User:Lvl/Regex course/Chapter 1

From DPWiki
Jump to navigation Jump to search

Chapter 1 -- the bases

Principle

A "regular expression" (sometimes abbreviated "regex") is a way of representing a "pattern" of text, using a particular syntax. The "patterns" are defined character by character, with some constructs that allow specifying various choices, and combinations. For instance, it is possible to express a regular expression representing "one or more digits followed by a comma". Searching using such a regular expression on the following text:

"Item 16, price $12,000,000."

will find three parts in that text corresponding to that pattern. We say that the regular expression will "match" these strings of characters: "16,", "12," and "000,".

There are two kinds of things to learn about regular expressions: thinking in terms of character combinations (e.g. "one or more digits followed by a comma"), and learning the ugly syntax that the computer understands (e.g. '[0-9]+,' or variants).

In this small course, I will represent regular expressions between single quotes 'like this', for clarity (don't include these single quotes in your favorite software!). Other pieces of text will be shown in "double quotes".


String or ordinary characters

The most simple regular expression is a string of ordinary characters. For instance, in the text "Hello to all", the regular expression 'He' matches the two first characters "He". The expression 'o to' also matches a part of this text. But there is no text matched by the regular expression 'hello' (because characters "H" and "h" are considered as different), nor by 'Helloto' (because there is a space in the text).

Exercise: how many places in the text "Welcome to this course" are matched by the regular expression 'co'?

Note on the syntax: actually a regular expression like 'He' is composed of two elements: 'H' which only matches a letter "H", and 'e' which only matches a letter "e". Gluing together these atomic elements creates a more elaborate regular expression 'He' which corresponds to anything matched by the first atom, immediately followed by anything matched by the second atom. It may sound silly to describe such a simple expression like this, but this is true also for more complex regular expressions.

Metacharacters, \

Some characters have a special usage, reserved for the syntax of regular expressions. These are called metacharacters:

{}[]()^$.|*+?\

If we want to search for one of these characters, we put a backslash before it. To match a single dot, we use '\.'; to match a "+" character, we use '\+', etc.

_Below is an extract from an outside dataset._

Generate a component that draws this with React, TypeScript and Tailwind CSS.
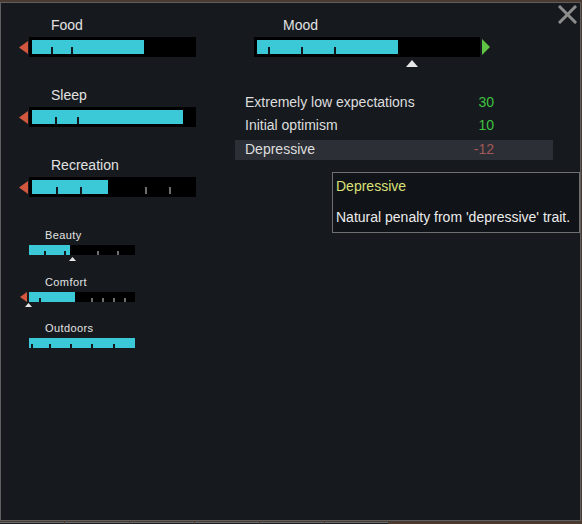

The regular expression '2+2' does not match any string in the text "2+2=4"
'2\+2' matches "2+2".

Note on the syntax: '2\+2' is the juxtaposition of three atoms: '2', '\+' which matches a character "+", and '2'.

Excepting metacharacters, all the other characters are allowed in a regular expression: a, 0, µ, Ñ, §, «, space, etc.

The backslash is also a metacharacter, so to specify a true backslash in a regular expression we put another backslash before it '\\'. Example:

'C:\\autoexec\.bat' matches "C:\autoexec.bat"

Exercise: A regular expression matching the text "G^al"?

Exercise: A regular expression matching "H_{2}O"?

Beginning and end of line ^ $

By default, a regular expression will match strings of characters located at any place in the lines in our text. But we can force the match to take place at the beginning or end of line:

The caret ^ matches the beginning of line.

'^foo' will only find the places in the text where the first three characters in the line are f, o, o in that order.

The dollar $ matches the end of line.

'line\.$' matches the five characters "line." at the end of line.

We can use both:

'^<tb>$' matches a line containing exactly "<tb>", with no characters before or after in its line.
'^$' matches an empty line (nothing between the beginning and the end).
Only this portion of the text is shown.